According to Mays MBA Program Director Dr. Dan Robertson, many rankings are narrow in scope and do not recognize value. “I delighted to see that the Forbes ranking focus on return on investment,” he says. “Since our program requires applicants to have a minimum of two years of full-time work experience, successful applicants are giving up income for two years in addition to the cost of graduate tuition and fees that they will pay. We encourage applicants to compare the value they receive from our program with the costs they will pay. Those who do so will find that the Mays MBA program provides one of the most attractive investments they will find available.”

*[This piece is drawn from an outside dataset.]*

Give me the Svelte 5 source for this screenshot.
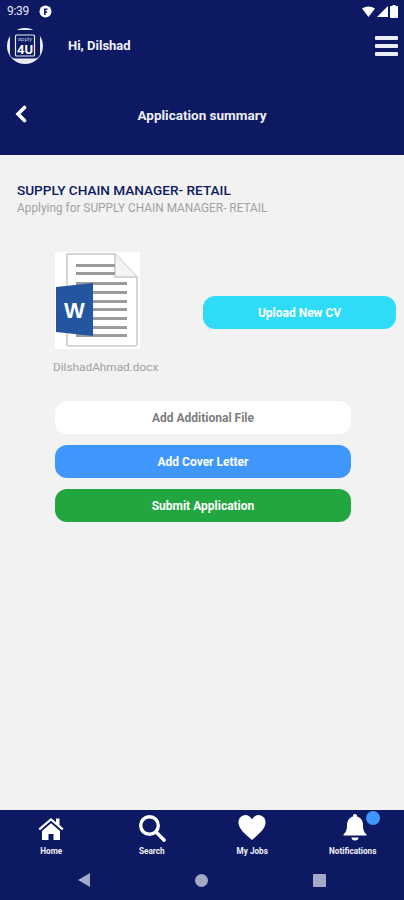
<script>
  const buttons = [
    { label: 'Add Additional File', cls: 'white' },
    { label: 'Add Cover Letter', cls: 'blue' },
    { label: 'Submit Application', cls: 'green' }
  ];
  const tabs = ['Home', 'Search', 'My Jobs', 'Notifications'];
  const docLines = [30, 39, 48, 56, 65, 74, 82];
</script>

<div class="page">
  <header class="top">
    <div class="status">
      <span class="time">9:39</span>
      <span class="status-badge">
        <svg width="13" height="13" viewBox="0 0 13 13">
          <circle cx="6.500" cy="6.500" r="6" fill="#fff" />
          <path d="M5 3.500h3.500v1.600H6.600v1.200h1.600v1.500H6.600V10H5z" fill="#0d1a63" />
        </svg>
      </span>
      <span class="status-icons">
        <svg width="13" height="11" viewBox="0 0 13 11"><path d="M0 2.500 Q6.500 -1.500 13 2.500 L6.500 11z" fill="#fff" /></svg>
        <svg width="11" height="11" viewBox="0 0 11 11"><path d="M11 0v11H0z" fill="#fff" /></svg>
        <svg width="8" height="13" viewBox="0 0 8 13"><path d="M2.500 0h3v1H7a1 1 0 0 1 1 1v10a1 1 0 0 1-1 1H1a1 1 0 0 1-1-1V2a1 1 0 0 1 1-1h1.500z" fill="#fff" /></svg>
      </span>
    </div>

    <div class="greeting">
      <svg class="logo" width="36" height="36" viewBox="0 0 36 36">
        <circle cx="18" cy="18" r="18" fill="#e9ebf4" />
        <rect x="3" y="3.500" width="30" height="27" rx="5" fill="#0d1a63" />
        <rect x="5" y="2" width="26" height="3" fill="#0d1a63" />
        <rect x="8.500" y="7" width="19" height="21" rx="1" fill="#0d1a63" stroke="#e9ebf4" stroke-width="1.200" />
        <text x="18" y="13" text-anchor="middle" class="logo-small">apply</text>
        <text x="18" y="25.500" text-anchor="middle" class="logo-big">4U</text>
      </svg>
      <span class="hi">Hi, Dilshad</span>
      <div class="burger"><i></i><i></i><i></i></div>
    </div>

    <div class="titlebar">
      <svg class="back" width="14" height="18" viewBox="0 0 14 18">
        <path d="M10.500 2.500 4 9l6.500 6.500" fill="none" stroke="#fff" stroke-width="3.600" stroke-linecap="round" stroke-linejoin="miter" />
      </svg>
      <span class="title">Application summary</span>
    </div>
  </header>

  <main class="content">
    <h1>SUPPLY CHAIN MANAGER- RETAIL</h1>
    <p class="sub">Applying for SUPPLY CHAIN MANAGER- RETAIL</p>

    <div class="cv-row">
      <div class="cv-file">
        <div class="thumb">
          <svg width="85" height="97" viewBox="0 0 85 97">
            <rect width="85" height="97" fill="#fff" />
            <path d="M12 2h48l22 23v67a2 2 0 0 1-2 2H14a2 2 0 0 1-2-2z" fill="#fff" stroke="#c9c9c9" stroke-width="1.500" />
            <path d="M60 2v23h22" fill="#f4f4f4" stroke="#c9c9c9" stroke-width="1.500" />
            <g fill="#9c9c9c">
              <rect x="21" y="12" width="39" height="3" />
              <rect x="21" y="20" width="39" height="3" />
              {#each docLines as y}
                <rect x="21" {y} width="51" height="3" />
              {/each}
            </g>
            <path d="M1 35 38 31v53L1 80z" fill="#23569f" />
            <text x="19.500" y="65.500" text-anchor="middle" class="w">W</text>
          </svg>
        </div>
        <span class="file-name">DilshadAhmad.docx</span>
      </div>
      <button class="btn upload">Upload New CV</button>
    </div>

    <div class="actions">
      {#each buttons as b}
        <button class="btn {b.cls}">{b.label}</button>
      {/each}
    </div>
  </main>

  <footer class="bottom">
    <nav class="tabs">
      {#each tabs as t, i}
        <div class="tab">
          <div class="tab-icon">
            {#if i === 0}
              <svg width="28" height="26" viewBox="0 0 28 26">
                <path d="M1.500 13.500 14 3l5 4.200V3.500h3.500v6.600l4 3.400-1.500 1.800L14 5.800 3 15.300z" fill="#fff" />
                <path d="M5 16 14 8.300 23 16v9h-6.500v-6h-5v6H5z" fill="#fff" />
              </svg>
            {:else if i === 1}
              <svg width="28" height="28" viewBox="0 0 28 28">
                <circle cx="11.500" cy="11.500" r="8.800" fill="none" stroke="#fff" stroke-width="3.400" />
                <path d="M18 18l8 8" stroke="#fff" stroke-width="3.600" stroke-linecap="round" />
              </svg>
            {:else if i === 2}
              <svg width="28" height="25" viewBox="0 0 28 25">
                <path d="M14 25C6 18 .5 13.500.5 7.500A7 7 0 0 1 14 4.500 7 7 0 0 1 27.500 7.500C27.500 13.500 22 18 14 25z" fill="#fff" />
              </svg>
            {:else}
              <svg class="bell" width="24" height="27" viewBox="0 0 24 27">
                <path d="M12 0a2 2 0 0 1 2 2.500c4 1 6 4.500 6 8.500 0 5 1 7 3.500 9.500v1H.5v-1C3 18 4 16 4 11c0-4 2-7.500 6-8.500A2 2 0 0 1 12 0z" fill="#fff" />
                <path d="M8.500 23.500h7a3.500 3 0 0 1-7 0z" fill="#fff" />
              </svg>
              <span class="dot"></span>
            {/if}
          </div>
          <span class="tab-label">{t}</span>
        </div>
      {/each}
    </nav>
    <div class="sysnav">
      <svg width="12" height="14" viewBox="0 0 12 14"><path d="M12 0v14L0 7z" fill="#a3a9c6" /></svg>
      <span class="sys-circle"></span>
      <span class="sys-square"></span>
    </div>
  </footer>
</div>

<style>
  :global(body) {
    margin: 0;
    background: #f2f2f2;
  }

  .page {
    width: 404px;
    height: 900px;
    display: flex;
    flex-direction: column;
    font-family: Roboto, "Liberation Sans", sans-serif;
    background: #f2f2f2;
    overflow: hidden;
  }

  .top {
    height: 155px;
    background: #0d1a63;
    color: #fff;
    flex-shrink: 0;
  }

  .status {
    height: 22px;
    display: flex;
    align-items: center;
    padding: 0 6px 0 7px;
  }

  .time {
    font-size: 12px;
    color: #e6e8f2;
    letter-spacing: -0.3px;
  }

  .status-badge {
    display: flex;
    margin-left: 10px;
  }

  .status-icons {
    margin-left: auto;
    display: flex;
    align-items: center;
    gap: 2px;
  }

  .greeting {
    display: flex;
    align-items: center;
    height: 47px;
    padding: 0 6px 0 7px;
  }

  .logo {
    flex-shrink: 0;
  }

  .logo-small {
    font-family: Roboto, sans-serif;
    font-size: 6px;
    fill: #b9bdd6;
  }

  .logo-big {
    font-family: Roboto, sans-serif;
    font-size: 13px;
    font-weight: 700;
    fill: #fff;
  }

  .hi {
    margin-left: 25px;
    font-size: 13px;
    font-weight: 700;
    color: #f1f2f8;
  }

  .burger {
    margin-left: auto;
    width: 23px;
    display: flex;
    flex-direction: column;
    gap: 4px;
  }

  .burger i {
    display: block;
    height: 4px;
    border-radius: 1px;
    background: #eceef6;
  }

  .titlebar {
    position: relative;
    height: 43px;
    margin-top: 24px;
    display: flex;
    align-items: center;
    justify-content: center;
  }

  .back {
    position: absolute;
    left: 14px;
    top: 12px;
  }

  .title {
    font-size: 13.500px;
    font-weight: 700;
    color: #eceef6;
  }

  .content {
    flex: 1;
    padding: 28px 0 0 17px;
    box-sizing: border-box;
  }

  h1 {
    margin: 0;
    font-size: 13.600px;
    font-weight: 500;
    line-height: 15px;
    color: #0d1a63;
  }

  .sub {
    margin: 3px 0 0;
    font-size: 11.850px;
    line-height: 15px;
    color: #a2a2a2;
  }

  .cv-row {
    display: flex;
    align-items: center;
    margin-top: 36px;
    padding-left: 36px;
  }

  .cv-file {
    width: 107px;
    display: flex;
    flex-direction: column;
    align-items: flex-start;
  }

  .thumb {
    margin-left: 2px;
    height: 97px;
  }

  .thumb svg {
    display: block;
  }

  .w {
    font-family: "Liberation Sans", sans-serif;
    font-size: 22px;
    font-weight: 700;
    fill: #fff;
  }

  .file-name {
    margin-top: 11px;
    font-size: 11.800px;
    line-height: 15px;
    color: #a0a0a0;
    white-space: nowrap;
  }

  .btn {
    display: block;
    border: none;
    padding: 0;
    font-family: inherit;
    font-size: 12px;
    font-weight: 700;
    color: #fff;
    text-align: center;
  }

  .upload {
    width: 193px;
    height: 33px;
    margin-left: 43px;
    margin-bottom: 2px;
    border-radius: 12px;
    background: #2fdcf8;
  }

  .actions {
    margin: 26px 0 0 38px;
    width: 296px;
    display: flex;
    flex-direction: column;
    gap: 11px;
  }

  .actions .btn {
    height: 33px;
    border-radius: 12px;
  }

  .white {
    background: #fff;
    color: #7d7d7d;
  }

  .blue {
    background: #3f97fb;
  }

  .green {
    background: #22a63f;
  }

  .bottom {
    height: 90px;
    flex-shrink: 0;
    background: #0d1a63;
    box-sizing: border-box;
    padding-top: 1px;
  }

  .tabs {
    display: grid;
    grid-template-columns: repeat(4, 1fr);
    padding: 0 1px;
  }

  .tab {
    display: flex;
    flex-direction: column;
    align-items: center;
    height: 47px;
  }

  .tab-icon {
    position: relative;
    height: 29px;
    margin-top: 2px;
    display: flex;
    align-items: center;
    justify-content: center;
  }

  .bell {
    margin-left: 4px;
  }

  .dot {
    position: absolute;
    left: 27px;
    top: -2px;
    width: 14px;
    height: 14px;
    border-radius: 50%;
    background: #3f97fb;
  }

  .tab-label {
    font-size: 8.200px;
    font-weight: 700;
    line-height: 12px;
    margin-top: 3px;
    color: #f1f2f8;
  }

  .sysnav {
    display: flex;
    align-items: center;
    justify-content: center;
    height: 44px;
    gap: 105px;
  }

  .sys-circle {
    width: 13px;
    height: 13px;
    border-radius: 50%;
    background: #a3a9c6;
  }

  .sys-square {
    width: 13px;
    height: 13px;
    border-radius: 1px;
    background: #a3a9c6;
  }
</style>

To determine the monetary returns of an MBA degree, Forbes researchers sent out questionnaires to 20,000 MBA graduates from the class of 1996. The participants, who represented 104 U.S. and international schools, provided Forbes salary information for the year before they began their studies and for 1996 and 2000. Then Forbes compared the sum of five years’ pay with an estimation of the students’ median salary had they not received an MBA.

Mays MBA students who graduated in 1996 could expect to receive median salaries in 2000 of $81,000. This equals out to a five-year total gain of $53,000 more than they would have earned had they not sought an advanced business degree.

“In the Mays MBA Program we teach the importance of business organizations creating and sustaining value” Robertson says. “I am happy to point out that we practice what we teach.”